◆ To do: Leave out the images and repeat the listing below without a single change.

◆ Source data:
>> BEGIN
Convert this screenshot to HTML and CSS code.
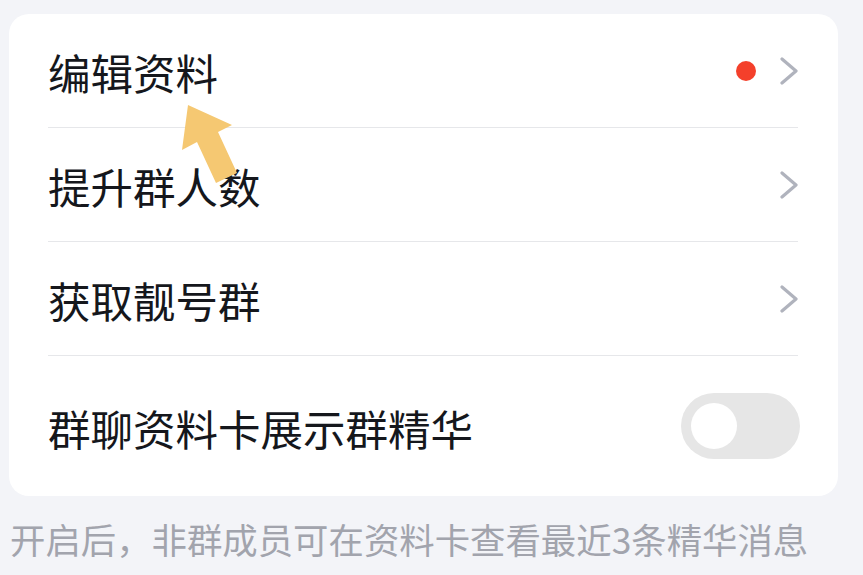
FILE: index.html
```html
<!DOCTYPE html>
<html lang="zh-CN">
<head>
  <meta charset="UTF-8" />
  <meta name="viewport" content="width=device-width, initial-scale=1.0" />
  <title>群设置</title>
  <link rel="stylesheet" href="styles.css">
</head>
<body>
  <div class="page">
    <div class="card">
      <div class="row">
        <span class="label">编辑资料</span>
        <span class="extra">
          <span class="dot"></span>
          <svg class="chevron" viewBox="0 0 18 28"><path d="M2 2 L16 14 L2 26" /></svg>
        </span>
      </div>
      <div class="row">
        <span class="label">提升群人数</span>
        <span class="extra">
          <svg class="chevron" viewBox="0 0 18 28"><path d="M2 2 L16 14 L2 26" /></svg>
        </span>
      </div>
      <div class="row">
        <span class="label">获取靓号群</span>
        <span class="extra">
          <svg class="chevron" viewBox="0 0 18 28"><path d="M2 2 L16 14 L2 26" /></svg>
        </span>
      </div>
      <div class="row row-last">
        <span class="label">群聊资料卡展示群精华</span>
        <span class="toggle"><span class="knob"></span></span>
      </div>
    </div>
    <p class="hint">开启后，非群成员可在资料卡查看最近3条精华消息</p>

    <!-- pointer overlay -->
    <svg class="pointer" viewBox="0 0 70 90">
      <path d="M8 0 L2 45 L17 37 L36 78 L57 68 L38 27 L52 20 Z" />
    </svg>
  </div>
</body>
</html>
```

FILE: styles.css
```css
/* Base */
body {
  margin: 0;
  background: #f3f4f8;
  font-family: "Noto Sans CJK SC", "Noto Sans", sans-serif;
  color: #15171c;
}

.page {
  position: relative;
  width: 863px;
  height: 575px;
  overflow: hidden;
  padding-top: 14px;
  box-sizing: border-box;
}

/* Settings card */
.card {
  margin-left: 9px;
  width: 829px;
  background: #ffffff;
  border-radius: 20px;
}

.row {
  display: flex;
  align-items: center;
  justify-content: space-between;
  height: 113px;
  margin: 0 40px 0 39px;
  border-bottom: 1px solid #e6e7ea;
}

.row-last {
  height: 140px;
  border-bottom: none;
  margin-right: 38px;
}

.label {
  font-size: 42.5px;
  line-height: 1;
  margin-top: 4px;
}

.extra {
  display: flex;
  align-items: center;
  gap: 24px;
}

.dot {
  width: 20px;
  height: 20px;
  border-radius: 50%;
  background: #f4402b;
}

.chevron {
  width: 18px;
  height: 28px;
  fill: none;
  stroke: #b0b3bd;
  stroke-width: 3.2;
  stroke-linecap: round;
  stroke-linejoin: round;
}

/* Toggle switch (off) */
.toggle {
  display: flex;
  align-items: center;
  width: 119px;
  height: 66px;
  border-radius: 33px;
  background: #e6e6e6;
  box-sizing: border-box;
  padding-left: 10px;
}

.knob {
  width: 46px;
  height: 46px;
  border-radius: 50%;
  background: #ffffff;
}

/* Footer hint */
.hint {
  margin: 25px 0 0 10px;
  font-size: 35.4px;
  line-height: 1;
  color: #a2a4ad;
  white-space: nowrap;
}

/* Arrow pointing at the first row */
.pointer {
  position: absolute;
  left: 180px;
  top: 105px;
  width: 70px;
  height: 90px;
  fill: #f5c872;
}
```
>> END
◆ The result:
Convert this screenshot to HTML and CSS code.
FILE: index.html
```html
<!DOCTYPE html>
<html lang="zh-CN">
<head>
  <meta charset="UTF-8" />
  <meta name="viewport" content="width=device-width, initial-scale=1.0" />
  <title>群设置</title>
  <link rel="stylesheet" href="styles.css">
</head>
<body>
  <div class="page">
    <div class="card">
      <div class="row">
        <span class="label">编辑资料</span>
        <span class="extra">
          <span class="dot"></span>
          <svg class="chevron" viewBox="0 0 18 28"><path d="M2 2 L16 14 L2 26" /></svg>
        </span>
      </div>
      <div class="row">
        <span class="label">提升群人数</span>
        <span class="extra">
          <svg class="chevron" viewBox="0 0 18 28"><path d="M2 2 L16 14 L2 26" /></svg>
        </span>
      </div>
      <div class="row">
        <span class="label">获取靓号群</span>
        <span class="extra">
          <svg class="chevron" viewBox="0 0 18 28"><path d="M2 2 L16 14 L2 26" /></svg>
        </span>
      </div>
      <div class="row row-last">
        <span class="label">群聊资料卡展示群精华</span>
        <span class="toggle"><span class="knob"></span></span>
      </div>
    </div>
    <p class="hint">开启后，非群成员可在资料卡查看最近3条精华消息</p>

    <!-- pointer overlay -->
    <svg class="pointer" viewBox="0 0 70 90">
      <path d="M8 0 L2 45 L17 37 L36 78 L57 68 L38 27 L52 20 Z" />
    </svg>
  </div>
</body>
</html>
```

FILE: styles.css
```css
/* Base */
body {
  margin: 0;
  background: #f3f4f8;
  font-family: "Noto Sans CJK SC", "Noto Sans", sans-serif;
  color: #15171c;
}

.page {
  position: relative;
  width: 863px;
  height: 575px;
  overflow: hidden;
  padding-top: 14px;
  box-sizing: border-box;
}

/* Settings card */
.card {
  margin-left: 9px;
  width: 829px;
  background: #ffffff;
  border-radius: 20px;
}

.row {
  display: flex;
  align-items: center;
  justify-content: space-between;
  height: 113px;
  margin: 0 40px 0 39px;
  border-bottom: 1px solid #e6e7ea;
}

.row-last {
  height: 140px;
  border-bottom: none;
  margin-right: 38px;
}

.label {
  font-size: 42.5px;
  line-height: 1;
  margin-top: 4px;
}

.extra {
  display: flex;
  align-items: center;
  gap: 24px;
}

.dot {
  width: 20px;
  height: 20px;
  border-radius: 50%;
  background: #f4402b;
}

.chevron {
  width: 18px;
  height: 28px;
  fill: none;
  stroke: #b0b3bd;
  stroke-width: 3.2;
  stroke-linecap: round;
  stroke-linejoin: round;
}

/* Toggle switch (off) */
.toggle {
  display: flex;
  align-items: center;
  width: 119px;
  height: 66px;
  border-radius: 33px;
  background: #e6e6e6;
  box-sizing: border-box;
  padding-left: 10px;
}

.knob {
  width: 46px;
  height: 46px;
  border-radius: 50%;
  background: #ffffff;
}

/* Footer hint */
.hint {
  margin: 25px 0 0 10px;
  font-size: 35.4px;
  line-height: 1;
  color: #a2a4ad;
  white-space: nowrap;
}

/* Arrow pointing at the first row */
.pointer {
  position: absolute;
  left: 180px;
  top: 105px;
  width: 70px;
  height: 90px;
  fill: #f5c872;
}
```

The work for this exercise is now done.